Le racisme n’est pas un sujet de l’œuvre de Percival Everett : il est constitutionnel du monde qu’il décrit. Il est ontologique, féroce, omniprésent. Il se trouve dans le passé littéraire des États-Unis et dans leur présent : dès que le jeune Not Sidney ose quitter son bercail, il se fait arrêter par un policier. Son crime : being black, pardi. Si l’œuvre d’Everett n’a de cesse d’affirmer haut et fort que la stupidité des personnages de Fargo n’était en aucun cas hyperbolique, les États-Unis d’aujourd’hui sont en train de corroborer ses dires. Ainsi, les mondes de Percival Everett paraissent souvent sans douceur aucune. L’homme y est petit, haineux, ridicule, idiot. Se dégage de son écriture une douleur terrible : Everett fait, invariablement, inlassablement, inénarrablement, se confronter la lucidité d’un être intelligent, drôle, touchant, à la brute ignorance du monde, contribuant à dessiner le portrait d’une nation qui ne se dit grande que parce que, dans son autoportrait devenu imaginaire collectif, elle s’est contentée de zoomer à tout va sur sa gueule en excluant tous les crimes commis sur d’autres.

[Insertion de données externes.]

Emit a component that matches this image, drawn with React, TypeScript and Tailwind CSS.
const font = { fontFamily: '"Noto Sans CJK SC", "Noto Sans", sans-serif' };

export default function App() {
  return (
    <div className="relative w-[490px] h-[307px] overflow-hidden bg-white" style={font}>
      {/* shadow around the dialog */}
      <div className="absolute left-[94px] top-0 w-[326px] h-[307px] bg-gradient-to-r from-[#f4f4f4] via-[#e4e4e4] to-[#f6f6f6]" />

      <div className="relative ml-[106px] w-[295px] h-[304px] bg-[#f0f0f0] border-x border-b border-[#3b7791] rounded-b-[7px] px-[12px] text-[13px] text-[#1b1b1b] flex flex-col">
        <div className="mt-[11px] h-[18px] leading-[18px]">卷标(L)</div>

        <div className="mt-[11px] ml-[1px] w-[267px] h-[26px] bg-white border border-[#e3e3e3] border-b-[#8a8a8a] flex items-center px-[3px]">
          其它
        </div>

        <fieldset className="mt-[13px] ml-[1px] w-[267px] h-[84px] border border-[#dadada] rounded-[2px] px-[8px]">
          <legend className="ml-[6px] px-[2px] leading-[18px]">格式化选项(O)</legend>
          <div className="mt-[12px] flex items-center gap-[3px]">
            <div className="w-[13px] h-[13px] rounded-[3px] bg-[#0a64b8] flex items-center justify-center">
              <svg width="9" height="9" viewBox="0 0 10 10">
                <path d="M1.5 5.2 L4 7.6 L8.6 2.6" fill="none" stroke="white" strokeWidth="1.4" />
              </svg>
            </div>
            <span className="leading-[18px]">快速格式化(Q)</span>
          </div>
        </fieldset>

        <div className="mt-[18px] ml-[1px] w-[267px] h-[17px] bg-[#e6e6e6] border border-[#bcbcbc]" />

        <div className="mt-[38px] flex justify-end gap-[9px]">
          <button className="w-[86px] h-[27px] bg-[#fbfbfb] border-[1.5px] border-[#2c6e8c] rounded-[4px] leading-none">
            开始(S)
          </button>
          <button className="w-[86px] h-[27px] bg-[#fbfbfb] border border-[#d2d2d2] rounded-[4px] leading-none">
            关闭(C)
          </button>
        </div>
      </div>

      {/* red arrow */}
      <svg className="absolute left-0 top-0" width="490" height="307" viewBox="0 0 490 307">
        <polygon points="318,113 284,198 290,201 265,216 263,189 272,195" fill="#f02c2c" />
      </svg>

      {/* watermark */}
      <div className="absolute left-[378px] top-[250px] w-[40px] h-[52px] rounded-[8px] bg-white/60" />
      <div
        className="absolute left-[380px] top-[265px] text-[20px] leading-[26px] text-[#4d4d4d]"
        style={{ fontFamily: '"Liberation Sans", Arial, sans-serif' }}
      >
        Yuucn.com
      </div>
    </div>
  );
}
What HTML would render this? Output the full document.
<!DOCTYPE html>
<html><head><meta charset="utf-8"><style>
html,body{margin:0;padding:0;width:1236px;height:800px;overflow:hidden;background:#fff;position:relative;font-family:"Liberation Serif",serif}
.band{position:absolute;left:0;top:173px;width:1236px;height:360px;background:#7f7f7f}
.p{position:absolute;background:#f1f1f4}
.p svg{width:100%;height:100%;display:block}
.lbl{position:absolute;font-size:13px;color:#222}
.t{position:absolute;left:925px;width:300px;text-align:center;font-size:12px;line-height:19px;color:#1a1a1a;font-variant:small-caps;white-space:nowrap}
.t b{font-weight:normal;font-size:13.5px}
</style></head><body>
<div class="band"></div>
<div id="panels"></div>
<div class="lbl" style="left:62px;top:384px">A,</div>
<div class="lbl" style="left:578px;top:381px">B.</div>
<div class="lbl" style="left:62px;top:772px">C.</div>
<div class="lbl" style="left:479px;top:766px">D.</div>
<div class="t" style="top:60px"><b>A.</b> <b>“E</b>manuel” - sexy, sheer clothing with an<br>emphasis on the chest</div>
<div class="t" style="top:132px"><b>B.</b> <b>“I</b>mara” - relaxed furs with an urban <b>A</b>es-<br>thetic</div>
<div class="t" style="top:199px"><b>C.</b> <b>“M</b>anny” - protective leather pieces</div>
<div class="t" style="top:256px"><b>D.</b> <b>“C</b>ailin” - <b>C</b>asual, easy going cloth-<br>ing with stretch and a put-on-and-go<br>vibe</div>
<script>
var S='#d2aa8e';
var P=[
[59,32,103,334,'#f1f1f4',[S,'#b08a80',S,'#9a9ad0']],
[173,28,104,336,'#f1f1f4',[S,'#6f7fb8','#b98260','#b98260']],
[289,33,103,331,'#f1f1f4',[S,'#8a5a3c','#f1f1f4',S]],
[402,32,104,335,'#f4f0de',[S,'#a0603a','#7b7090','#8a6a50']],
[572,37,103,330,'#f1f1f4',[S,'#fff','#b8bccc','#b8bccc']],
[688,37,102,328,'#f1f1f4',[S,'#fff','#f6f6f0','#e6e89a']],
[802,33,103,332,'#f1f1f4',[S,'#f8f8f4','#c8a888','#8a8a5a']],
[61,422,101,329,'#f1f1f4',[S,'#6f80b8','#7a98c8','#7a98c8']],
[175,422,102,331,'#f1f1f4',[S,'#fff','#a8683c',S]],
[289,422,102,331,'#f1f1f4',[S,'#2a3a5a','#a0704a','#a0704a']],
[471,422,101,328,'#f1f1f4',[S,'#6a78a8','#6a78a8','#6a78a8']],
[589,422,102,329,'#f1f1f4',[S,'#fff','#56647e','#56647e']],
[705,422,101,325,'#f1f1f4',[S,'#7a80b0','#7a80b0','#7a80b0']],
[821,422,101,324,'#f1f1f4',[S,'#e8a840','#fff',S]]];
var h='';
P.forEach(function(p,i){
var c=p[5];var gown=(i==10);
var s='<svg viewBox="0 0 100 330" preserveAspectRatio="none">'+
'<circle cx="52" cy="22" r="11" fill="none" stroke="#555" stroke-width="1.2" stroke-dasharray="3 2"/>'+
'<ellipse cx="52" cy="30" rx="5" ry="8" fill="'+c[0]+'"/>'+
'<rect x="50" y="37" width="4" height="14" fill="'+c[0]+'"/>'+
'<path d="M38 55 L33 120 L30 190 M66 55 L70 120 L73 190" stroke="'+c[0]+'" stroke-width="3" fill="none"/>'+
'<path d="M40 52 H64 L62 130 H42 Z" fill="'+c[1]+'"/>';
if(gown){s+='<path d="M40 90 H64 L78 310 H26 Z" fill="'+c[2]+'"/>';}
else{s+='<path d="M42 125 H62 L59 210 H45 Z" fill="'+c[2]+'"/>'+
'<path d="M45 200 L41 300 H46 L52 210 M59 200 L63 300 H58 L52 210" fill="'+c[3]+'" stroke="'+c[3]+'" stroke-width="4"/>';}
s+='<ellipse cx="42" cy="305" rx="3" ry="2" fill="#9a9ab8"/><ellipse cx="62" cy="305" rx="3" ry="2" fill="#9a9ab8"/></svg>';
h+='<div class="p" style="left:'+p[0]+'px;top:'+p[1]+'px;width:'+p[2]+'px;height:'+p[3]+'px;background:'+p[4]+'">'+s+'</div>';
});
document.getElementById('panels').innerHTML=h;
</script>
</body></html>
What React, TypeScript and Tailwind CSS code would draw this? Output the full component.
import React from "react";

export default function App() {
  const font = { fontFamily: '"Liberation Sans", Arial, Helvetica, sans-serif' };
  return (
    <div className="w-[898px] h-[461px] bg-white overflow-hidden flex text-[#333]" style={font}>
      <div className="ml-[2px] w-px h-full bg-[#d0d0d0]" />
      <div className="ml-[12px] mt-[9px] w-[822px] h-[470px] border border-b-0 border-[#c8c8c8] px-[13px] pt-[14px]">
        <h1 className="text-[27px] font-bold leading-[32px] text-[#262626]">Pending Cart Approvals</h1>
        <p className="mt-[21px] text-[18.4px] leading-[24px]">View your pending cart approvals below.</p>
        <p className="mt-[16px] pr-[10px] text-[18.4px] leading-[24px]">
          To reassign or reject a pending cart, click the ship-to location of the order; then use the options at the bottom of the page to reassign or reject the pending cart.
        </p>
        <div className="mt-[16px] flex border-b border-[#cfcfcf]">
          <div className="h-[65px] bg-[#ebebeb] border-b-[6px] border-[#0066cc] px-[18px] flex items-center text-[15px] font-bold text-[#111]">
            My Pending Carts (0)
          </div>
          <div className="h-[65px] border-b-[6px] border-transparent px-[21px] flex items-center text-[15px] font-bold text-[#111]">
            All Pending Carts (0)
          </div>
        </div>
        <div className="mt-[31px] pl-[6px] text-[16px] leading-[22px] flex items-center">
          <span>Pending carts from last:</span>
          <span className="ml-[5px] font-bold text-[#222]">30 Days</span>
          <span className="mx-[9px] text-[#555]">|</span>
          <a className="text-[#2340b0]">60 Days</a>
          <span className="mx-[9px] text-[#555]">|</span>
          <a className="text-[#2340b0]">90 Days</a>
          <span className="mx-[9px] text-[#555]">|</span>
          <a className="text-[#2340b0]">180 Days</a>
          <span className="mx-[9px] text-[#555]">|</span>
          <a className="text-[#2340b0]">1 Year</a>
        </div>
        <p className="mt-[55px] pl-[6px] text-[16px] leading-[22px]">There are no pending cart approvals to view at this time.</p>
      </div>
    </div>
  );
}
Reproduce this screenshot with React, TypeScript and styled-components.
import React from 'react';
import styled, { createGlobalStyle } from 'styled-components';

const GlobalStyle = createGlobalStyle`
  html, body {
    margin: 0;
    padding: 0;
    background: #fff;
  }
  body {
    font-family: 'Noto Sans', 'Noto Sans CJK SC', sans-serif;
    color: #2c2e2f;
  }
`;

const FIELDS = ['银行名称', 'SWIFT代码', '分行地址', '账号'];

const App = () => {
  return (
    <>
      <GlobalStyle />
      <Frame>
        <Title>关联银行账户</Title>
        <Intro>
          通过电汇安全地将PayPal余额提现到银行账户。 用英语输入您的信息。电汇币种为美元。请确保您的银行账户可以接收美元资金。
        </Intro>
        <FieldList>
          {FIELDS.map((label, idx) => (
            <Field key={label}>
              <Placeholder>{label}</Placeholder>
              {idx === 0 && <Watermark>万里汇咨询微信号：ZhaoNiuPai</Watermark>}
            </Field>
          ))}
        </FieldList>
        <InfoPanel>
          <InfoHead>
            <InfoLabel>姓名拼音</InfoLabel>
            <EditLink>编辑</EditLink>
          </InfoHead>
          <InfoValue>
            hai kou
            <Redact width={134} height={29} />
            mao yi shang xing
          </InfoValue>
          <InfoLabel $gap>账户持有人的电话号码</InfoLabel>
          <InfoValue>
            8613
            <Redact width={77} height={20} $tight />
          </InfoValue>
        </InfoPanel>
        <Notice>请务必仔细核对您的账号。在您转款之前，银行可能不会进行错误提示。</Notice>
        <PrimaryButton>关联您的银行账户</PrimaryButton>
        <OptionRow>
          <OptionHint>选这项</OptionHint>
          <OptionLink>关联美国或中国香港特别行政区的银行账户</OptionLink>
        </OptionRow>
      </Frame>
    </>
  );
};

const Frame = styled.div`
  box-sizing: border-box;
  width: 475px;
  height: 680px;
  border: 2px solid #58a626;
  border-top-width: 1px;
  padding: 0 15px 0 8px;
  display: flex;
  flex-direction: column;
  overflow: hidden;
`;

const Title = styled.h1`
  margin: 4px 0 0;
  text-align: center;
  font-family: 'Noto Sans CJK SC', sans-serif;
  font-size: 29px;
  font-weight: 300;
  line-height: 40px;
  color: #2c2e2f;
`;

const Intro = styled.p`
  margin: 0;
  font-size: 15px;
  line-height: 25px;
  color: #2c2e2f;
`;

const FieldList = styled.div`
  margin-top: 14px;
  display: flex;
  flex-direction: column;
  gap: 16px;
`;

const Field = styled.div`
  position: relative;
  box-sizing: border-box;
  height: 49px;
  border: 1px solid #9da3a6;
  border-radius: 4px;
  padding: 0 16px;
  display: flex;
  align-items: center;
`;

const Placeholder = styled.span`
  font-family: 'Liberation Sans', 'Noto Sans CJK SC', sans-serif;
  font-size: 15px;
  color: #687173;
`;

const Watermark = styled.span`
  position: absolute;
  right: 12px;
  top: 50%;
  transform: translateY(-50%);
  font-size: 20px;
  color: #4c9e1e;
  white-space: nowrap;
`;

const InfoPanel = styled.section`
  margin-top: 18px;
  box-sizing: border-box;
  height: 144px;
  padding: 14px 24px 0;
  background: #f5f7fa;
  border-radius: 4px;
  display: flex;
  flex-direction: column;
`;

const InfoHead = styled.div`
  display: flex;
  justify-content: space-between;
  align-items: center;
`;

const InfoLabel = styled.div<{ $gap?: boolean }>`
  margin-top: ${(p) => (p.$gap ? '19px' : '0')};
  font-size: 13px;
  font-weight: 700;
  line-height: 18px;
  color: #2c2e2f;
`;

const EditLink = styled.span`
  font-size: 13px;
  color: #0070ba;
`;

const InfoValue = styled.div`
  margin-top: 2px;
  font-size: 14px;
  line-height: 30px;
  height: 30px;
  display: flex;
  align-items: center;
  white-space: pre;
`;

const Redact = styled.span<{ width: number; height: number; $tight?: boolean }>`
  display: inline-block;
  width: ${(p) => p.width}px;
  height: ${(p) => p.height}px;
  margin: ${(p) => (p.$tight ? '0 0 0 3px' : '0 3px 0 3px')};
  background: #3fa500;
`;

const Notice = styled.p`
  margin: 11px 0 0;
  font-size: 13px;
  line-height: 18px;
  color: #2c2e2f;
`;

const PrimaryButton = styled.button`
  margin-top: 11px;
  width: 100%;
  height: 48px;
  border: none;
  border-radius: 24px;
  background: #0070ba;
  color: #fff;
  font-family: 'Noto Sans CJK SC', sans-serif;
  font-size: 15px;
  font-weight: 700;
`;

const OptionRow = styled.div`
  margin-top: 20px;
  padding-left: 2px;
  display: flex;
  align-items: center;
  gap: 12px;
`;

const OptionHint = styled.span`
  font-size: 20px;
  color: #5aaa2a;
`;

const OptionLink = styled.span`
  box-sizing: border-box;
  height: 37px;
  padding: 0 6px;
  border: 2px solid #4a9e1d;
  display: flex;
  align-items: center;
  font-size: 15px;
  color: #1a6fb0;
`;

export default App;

Alors que le fameux adage sartrien témoignait plus des jérémiades existentialistes du penseur que d’autre chose, chez Everett, l’enfer, ce sont vraiment les autres. Se pose alors une question méthodologique : que faire quand le racisme est partout, comment littérairement sortir de la haine ? Par l’humour, d’abord, un humour qui chez Everett est à la fois révolte et colère, une arme qui permet de tourner en dérision les bourreaux. Mais Everett n’est pas dupe : quand bien même, dans ses livres, c’est lui qui gagne la bataille intellectuelle, ses personnages finissent souvent persécutés, emprisonnés, violés, abattus. Et si la catharsis fonctionne tantôt par la violence, tantôt par l’humour, elle ne réussit guère, malgré les jeux formels de l’auteur, à prendre pied dans un réel qui reste soumis à des lois qui ne sont pas les mêmes selon votre couleur de peau, votre sexe ou votre fiche de salaire.
Par l’inversion radicale, ensuite : dans « The Appropriation of Cultures » (une des nouvelles du recueil Damned If I Do), défié par de jeunes ivrognes de chanter l’hymne raciste « Dixie », hymne raciste, joue le jeu, le musicien noir Daniel Barkley finit par en livrer, sous le regard éberlué des jeunes, une version sincère. Pour aller plus loin dans l’inversion, il achète un truck dont le propriétaire affiche fièrement le drapeau confédéré, devenu un symbole des suprémacistes blancs. Gêné, le proprio rassure Daniel que le drapeau s’enlève. Et Daniel de lui expliquer que ce drapeau a fini par prendre une importance toute nouvelle pour la communauté afro-américaine, et qu’il compte bien l’exhiber avec fierté. Parole autoréalisatrice s’il en est, puisqu’en détournant, un peu comme Judith Butler l’a montré au sujet du mot queer, un symbole raciste comme pour parodier tous ceux qui se sont approprié sans cesse les signifiants de cultures qu’ils ont dominé, contribué à exterminer, Barkley inspire les siens à faire de même. Dans le monde utopique d’Everett, les suprémacistes, devant choisir entre partager un drapeau avec des militants noirs et abandonner leur symbole fétiche, s’avouent vaincus. Et le lecteur de souhaiter que, pour une fois, la fiction annonce la réalité. Car dans le monde d’aujourd’hui, ce serait aussi salutaire que nécessaire.